EXERCISE OBJECTIVE
Could you write out every record below exactly, leaving out any pictures?

[Rows from a dataset of pages and code]
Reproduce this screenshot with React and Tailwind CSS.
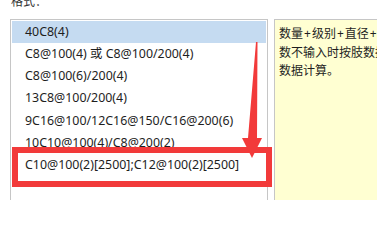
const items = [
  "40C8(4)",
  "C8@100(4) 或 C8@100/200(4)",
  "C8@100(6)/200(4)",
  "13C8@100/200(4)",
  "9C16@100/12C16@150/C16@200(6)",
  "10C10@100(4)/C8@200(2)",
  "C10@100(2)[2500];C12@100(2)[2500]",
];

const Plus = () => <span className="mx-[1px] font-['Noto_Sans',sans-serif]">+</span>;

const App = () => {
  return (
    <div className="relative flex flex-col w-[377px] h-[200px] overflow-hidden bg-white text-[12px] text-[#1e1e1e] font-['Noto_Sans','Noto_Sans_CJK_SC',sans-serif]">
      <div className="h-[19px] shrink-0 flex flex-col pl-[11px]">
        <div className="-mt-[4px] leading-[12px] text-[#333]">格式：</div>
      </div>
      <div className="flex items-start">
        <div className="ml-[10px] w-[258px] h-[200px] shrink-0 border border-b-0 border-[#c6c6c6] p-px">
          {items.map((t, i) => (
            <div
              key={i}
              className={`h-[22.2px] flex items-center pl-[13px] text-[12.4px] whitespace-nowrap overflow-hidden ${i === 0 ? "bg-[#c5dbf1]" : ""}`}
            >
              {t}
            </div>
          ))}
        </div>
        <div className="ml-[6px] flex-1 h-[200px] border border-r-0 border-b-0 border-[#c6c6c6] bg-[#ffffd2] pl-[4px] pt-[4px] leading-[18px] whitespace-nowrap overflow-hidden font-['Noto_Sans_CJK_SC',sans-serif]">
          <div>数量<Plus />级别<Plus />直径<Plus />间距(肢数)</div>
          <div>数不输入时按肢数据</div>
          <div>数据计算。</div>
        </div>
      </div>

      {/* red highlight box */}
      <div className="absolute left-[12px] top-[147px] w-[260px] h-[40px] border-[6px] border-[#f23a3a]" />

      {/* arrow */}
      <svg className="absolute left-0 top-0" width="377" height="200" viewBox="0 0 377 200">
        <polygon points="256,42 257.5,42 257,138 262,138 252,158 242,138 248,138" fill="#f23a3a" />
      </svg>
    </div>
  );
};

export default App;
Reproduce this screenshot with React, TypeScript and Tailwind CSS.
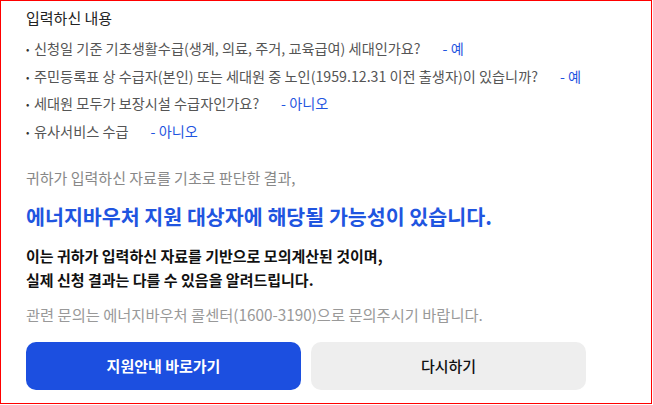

FINISHED EXERCISE
Reproduce this screenshot with React and Tailwind CSS.
const items = [
  "40C8(4)",
  "C8@100(4) 或 C8@100/200(4)",
  "C8@100(6)/200(4)",
  "13C8@100/200(4)",
  "9C16@100/12C16@150/C16@200(6)",
  "10C10@100(4)/C8@200(2)",
  "C10@100(2)[2500];C12@100(2)[2500]",
];

const Plus = () => <span className="mx-[1px] font-['Noto_Sans',sans-serif]">+</span>;

const App = () => {
  return (
    <div className="relative flex flex-col w-[377px] h-[200px] overflow-hidden bg-white text-[12px] text-[#1e1e1e] font-['Noto_Sans','Noto_Sans_CJK_SC',sans-serif]">
      <div className="h-[19px] shrink-0 flex flex-col pl-[11px]">
        <div className="-mt-[4px] leading-[12px] text-[#333]">格式：</div>
      </div>
      <div className="flex items-start">
        <div className="ml-[10px] w-[258px] h-[200px] shrink-0 border border-b-0 border-[#c6c6c6] p-px">
          {items.map((t, i) => (
            <div
              key={i}
              className={`h-[22.2px] flex items-center pl-[13px] text-[12.4px] whitespace-nowrap overflow-hidden ${i === 0 ? "bg-[#c5dbf1]" : ""}`}
            >
              {t}
            </div>
          ))}
        </div>
        <div className="ml-[6px] flex-1 h-[200px] border border-r-0 border-b-0 border-[#c6c6c6] bg-[#ffffd2] pl-[4px] pt-[4px] leading-[18px] whitespace-nowrap overflow-hidden font-['Noto_Sans_CJK_SC',sans-serif]">
          <div>数量<Plus />级别<Plus />直径<Plus />间距(肢数)</div>
          <div>数不输入时按肢数据</div>
          <div>数据计算。</div>
        </div>
      </div>

      {/* red highlight box */}
      <div className="absolute left-[12px] top-[147px] w-[260px] h-[40px] border-[6px] border-[#f23a3a]" />

      {/* arrow */}
      <svg className="absolute left-0 top-0" width="377" height="200" viewBox="0 0 377 200">
        <polygon points="256,42 257.5,42 257,138 262,138 252,158 242,138 248,138" fill="#f23a3a" />
      </svg>
    </div>
  );
};

export default App;
Reproduce this screenshot with React, TypeScript and Tailwind CSS.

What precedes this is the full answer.